--- TASK INSTRUCTIONS ---
Return the records that follow, matching each one exactly.

Web page code records:
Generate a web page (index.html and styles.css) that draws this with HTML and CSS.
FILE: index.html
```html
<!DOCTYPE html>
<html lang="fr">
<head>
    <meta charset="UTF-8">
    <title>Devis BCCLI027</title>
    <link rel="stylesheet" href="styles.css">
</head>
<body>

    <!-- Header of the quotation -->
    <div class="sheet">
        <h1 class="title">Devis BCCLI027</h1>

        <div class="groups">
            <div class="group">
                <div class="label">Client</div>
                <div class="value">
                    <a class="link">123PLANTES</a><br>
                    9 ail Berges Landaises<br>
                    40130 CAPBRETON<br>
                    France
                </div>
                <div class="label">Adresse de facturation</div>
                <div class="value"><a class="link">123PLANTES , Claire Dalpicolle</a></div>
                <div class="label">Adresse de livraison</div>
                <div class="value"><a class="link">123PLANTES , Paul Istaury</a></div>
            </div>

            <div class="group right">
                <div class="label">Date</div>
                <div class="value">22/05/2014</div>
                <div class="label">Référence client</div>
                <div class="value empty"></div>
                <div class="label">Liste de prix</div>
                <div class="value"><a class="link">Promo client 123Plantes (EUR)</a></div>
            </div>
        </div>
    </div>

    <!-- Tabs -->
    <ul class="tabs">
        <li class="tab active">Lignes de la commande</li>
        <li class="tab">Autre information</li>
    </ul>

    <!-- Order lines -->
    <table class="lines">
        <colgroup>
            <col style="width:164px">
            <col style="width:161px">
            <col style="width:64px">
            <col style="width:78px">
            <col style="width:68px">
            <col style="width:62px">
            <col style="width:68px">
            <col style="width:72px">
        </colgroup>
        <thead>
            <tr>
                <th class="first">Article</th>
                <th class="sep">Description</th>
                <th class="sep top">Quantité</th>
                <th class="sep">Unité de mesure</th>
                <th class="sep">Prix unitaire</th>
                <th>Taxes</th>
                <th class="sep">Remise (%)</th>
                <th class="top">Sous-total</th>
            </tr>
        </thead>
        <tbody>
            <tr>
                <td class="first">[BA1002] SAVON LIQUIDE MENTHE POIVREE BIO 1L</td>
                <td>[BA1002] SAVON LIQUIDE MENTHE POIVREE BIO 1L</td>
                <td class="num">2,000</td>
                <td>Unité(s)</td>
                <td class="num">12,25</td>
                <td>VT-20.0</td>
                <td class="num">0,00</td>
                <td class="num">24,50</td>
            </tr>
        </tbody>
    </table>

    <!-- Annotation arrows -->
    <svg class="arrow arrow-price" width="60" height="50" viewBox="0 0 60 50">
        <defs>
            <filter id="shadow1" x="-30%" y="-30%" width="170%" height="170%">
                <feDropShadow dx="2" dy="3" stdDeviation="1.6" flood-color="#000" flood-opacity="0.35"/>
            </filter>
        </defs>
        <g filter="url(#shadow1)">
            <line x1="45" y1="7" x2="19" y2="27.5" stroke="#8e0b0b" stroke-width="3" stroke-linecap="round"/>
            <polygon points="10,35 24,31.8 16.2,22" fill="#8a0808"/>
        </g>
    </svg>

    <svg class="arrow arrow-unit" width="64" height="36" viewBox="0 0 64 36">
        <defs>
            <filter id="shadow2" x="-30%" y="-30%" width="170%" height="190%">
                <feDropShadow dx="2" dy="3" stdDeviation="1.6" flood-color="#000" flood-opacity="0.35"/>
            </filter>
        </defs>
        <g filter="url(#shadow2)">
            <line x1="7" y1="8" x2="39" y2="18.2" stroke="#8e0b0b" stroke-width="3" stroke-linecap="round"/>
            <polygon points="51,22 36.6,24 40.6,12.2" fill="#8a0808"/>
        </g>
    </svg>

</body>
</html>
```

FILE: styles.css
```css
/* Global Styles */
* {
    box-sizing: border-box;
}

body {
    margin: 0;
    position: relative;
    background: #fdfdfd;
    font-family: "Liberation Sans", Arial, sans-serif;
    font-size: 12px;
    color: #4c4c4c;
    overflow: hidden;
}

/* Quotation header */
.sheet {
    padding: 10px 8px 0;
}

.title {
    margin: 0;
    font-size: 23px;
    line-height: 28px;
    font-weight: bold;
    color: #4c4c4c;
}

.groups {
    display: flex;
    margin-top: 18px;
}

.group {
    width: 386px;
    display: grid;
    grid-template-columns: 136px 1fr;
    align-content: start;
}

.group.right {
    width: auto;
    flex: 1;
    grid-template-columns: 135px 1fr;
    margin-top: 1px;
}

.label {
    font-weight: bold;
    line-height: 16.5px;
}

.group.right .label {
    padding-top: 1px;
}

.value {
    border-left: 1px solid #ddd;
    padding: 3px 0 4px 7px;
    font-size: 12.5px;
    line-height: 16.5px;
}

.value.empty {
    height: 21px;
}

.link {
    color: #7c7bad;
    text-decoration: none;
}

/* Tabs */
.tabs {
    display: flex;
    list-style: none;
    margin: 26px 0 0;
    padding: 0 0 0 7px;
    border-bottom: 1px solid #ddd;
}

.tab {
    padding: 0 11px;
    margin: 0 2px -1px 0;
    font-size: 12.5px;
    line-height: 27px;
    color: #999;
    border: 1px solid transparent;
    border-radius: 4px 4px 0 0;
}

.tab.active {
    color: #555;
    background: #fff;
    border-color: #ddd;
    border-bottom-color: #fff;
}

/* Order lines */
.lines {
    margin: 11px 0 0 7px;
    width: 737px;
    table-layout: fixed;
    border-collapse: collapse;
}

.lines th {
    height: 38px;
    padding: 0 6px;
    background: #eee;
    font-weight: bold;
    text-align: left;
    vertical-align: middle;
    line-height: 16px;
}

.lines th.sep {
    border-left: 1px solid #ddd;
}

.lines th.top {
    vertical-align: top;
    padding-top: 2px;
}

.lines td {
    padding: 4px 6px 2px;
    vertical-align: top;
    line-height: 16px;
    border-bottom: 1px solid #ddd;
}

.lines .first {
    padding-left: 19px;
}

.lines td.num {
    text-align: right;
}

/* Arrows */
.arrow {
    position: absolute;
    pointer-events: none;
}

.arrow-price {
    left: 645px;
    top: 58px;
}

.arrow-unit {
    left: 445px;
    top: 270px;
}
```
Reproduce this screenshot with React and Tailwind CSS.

--- EXERCISE SOLUTION ---
Generate a web page (index.html and styles.css) that draws this with HTML and CSS.
FILE: index.html
```html
<!DOCTYPE html>
<html lang="fr">
<head>
    <meta charset="UTF-8">
    <title>Devis BCCLI027</title>
    <link rel="stylesheet" href="styles.css">
</head>
<body>

    <!-- Header of the quotation -->
    <div class="sheet">
        <h1 class="title">Devis BCCLI027</h1>

        <div class="groups">
            <div class="group">
                <div class="label">Client</div>
                <div class="value">
                    <a class="link">123PLANTES</a><br>
                    9 ail Berges Landaises<br>
                    40130 CAPBRETON<br>
                    France
                </div>
                <div class="label">Adresse de facturation</div>
                <div class="value"><a class="link">123PLANTES , Claire Dalpicolle</a></div>
                <div class="label">Adresse de livraison</div>
                <div class="value"><a class="link">123PLANTES , Paul Istaury</a></div>
            </div>

            <div class="group right">
                <div class="label">Date</div>
                <div class="value">22/05/2014</div>
                <div class="label">Référence client</div>
                <div class="value empty"></div>
                <div class="label">Liste de prix</div>
                <div class="value"><a class="link">Promo client 123Plantes (EUR)</a></div>
            </div>
        </div>
    </div>

    <!-- Tabs -->
    <ul class="tabs">
        <li class="tab active">Lignes de la commande</li>
        <li class="tab">Autre information</li>
    </ul>

    <!-- Order lines -->
    <table class="lines">
        <colgroup>
            <col style="width:164px">
            <col style="width:161px">
            <col style="width:64px">
            <col style="width:78px">
            <col style="width:68px">
            <col style="width:62px">
            <col style="width:68px">
            <col style="width:72px">
        </colgroup>
        <thead>
            <tr>
                <th class="first">Article</th>
                <th class="sep">Description</th>
                <th class="sep top">Quantité</th>
                <th class="sep">Unité de mesure</th>
                <th class="sep">Prix unitaire</th>
                <th>Taxes</th>
                <th class="sep">Remise (%)</th>
                <th class="top">Sous-total</th>
            </tr>
        </thead>
        <tbody>
            <tr>
                <td class="first">[BA1002] SAVON LIQUIDE MENTHE POIVREE BIO 1L</td>
                <td>[BA1002] SAVON LIQUIDE MENTHE POIVREE BIO 1L</td>
                <td class="num">2,000</td>
                <td>Unité(s)</td>
                <td class="num">12,25</td>
                <td>VT-20.0</td>
                <td class="num">0,00</td>
                <td class="num">24,50</td>
            </tr>
        </tbody>
    </table>

    <!-- Annotation arrows -->
    <svg class="arrow arrow-price" width="60" height="50" viewBox="0 0 60 50">
        <defs>
            <filter id="shadow1" x="-30%" y="-30%" width="170%" height="170%">
                <feDropShadow dx="2" dy="3" stdDeviation="1.6" flood-color="#000" flood-opacity="0.35"/>
            </filter>
        </defs>
        <g filter="url(#shadow1)">
            <line x1="45" y1="7" x2="19" y2="27.5" stroke="#8e0b0b" stroke-width="3" stroke-linecap="round"/>
            <polygon points="10,35 24,31.8 16.2,22" fill="#8a0808"/>
        </g>
    </svg>

    <svg class="arrow arrow-unit" width="64" height="36" viewBox="0 0 64 36">
        <defs>
            <filter id="shadow2" x="-30%" y="-30%" width="170%" height="190%">
                <feDropShadow dx="2" dy="3" stdDeviation="1.6" flood-color="#000" flood-opacity="0.35"/>
            </filter>
        </defs>
        <g filter="url(#shadow2)">
            <line x1="7" y1="8" x2="39" y2="18.2" stroke="#8e0b0b" stroke-width="3" stroke-linecap="round"/>
            <polygon points="51,22 36.6,24 40.6,12.2" fill="#8a0808"/>
        </g>
    </svg>

</body>
</html>
```

FILE: styles.css
```css
/* Global Styles */
* {
    box-sizing: border-box;
}

body {
    margin: 0;
    position: relative;
    background: #fdfdfd;
    font-family: "Liberation Sans", Arial, sans-serif;
    font-size: 12px;
    color: #4c4c4c;
    overflow: hidden;
}

/* Quotation header */
.sheet {
    padding: 10px 8px 0;
}

.title {
    margin: 0;
    font-size: 23px;
    line-height: 28px;
    font-weight: bold;
    color: #4c4c4c;
}

.groups {
    display: flex;
    margin-top: 18px;
}

.group {
    width: 386px;
    display: grid;
    grid-template-columns: 136px 1fr;
    align-content: start;
}

.group.right {
    width: auto;
    flex: 1;
    grid-template-columns: 135px 1fr;
    margin-top: 1px;
}

.label {
    font-weight: bold;
    line-height: 16.5px;
}

.group.right .label {
    padding-top: 1px;
}

.value {
    border-left: 1px solid #ddd;
    padding: 3px 0 4px 7px;
    font-size: 12.5px;
    line-height: 16.5px;
}

.value.empty {
    height: 21px;
}

.link {
    color: #7c7bad;
    text-decoration: none;
}

/* Tabs */
.tabs {
    display: flex;
    list-style: none;
    margin: 26px 0 0;
    padding: 0 0 0 7px;
    border-bottom: 1px solid #ddd;
}

.tab {
    padding: 0 11px;
    margin: 0 2px -1px 0;
    font-size: 12.5px;
    line-height: 27px;
    color: #999;
    border: 1px solid transparent;
    border-radius: 4px 4px 0 0;
}

.tab.active {
    color: #555;
    background: #fff;
    border-color: #ddd;
    border-bottom-color: #fff;
}

/* Order lines */
.lines {
    margin: 11px 0 0 7px;
    width: 737px;
    table-layout: fixed;
    border-collapse: collapse;
}

.lines th {
    height: 38px;
    padding: 0 6px;
    background: #eee;
    font-weight: bold;
    text-align: left;
    vertical-align: middle;
    line-height: 16px;
}

.lines th.sep {
    border-left: 1px solid #ddd;
}

.lines th.top {
    vertical-align: top;
    padding-top: 2px;
}

.lines td {
    padding: 4px 6px 2px;
    vertical-align: top;
    line-height: 16px;
    border-bottom: 1px solid #ddd;
}

.lines .first {
    padding-left: 19px;
}

.lines td.num {
    text-align: right;
}

/* Arrows */
.arrow {
    position: absolute;
    pointer-events: none;
}

.arrow-price {
    left: 645px;
    top: 58px;
}

.arrow-unit {
    left: 445px;
    top: 270px;
}
```
Reproduce this screenshot with React and Tailwind CSS.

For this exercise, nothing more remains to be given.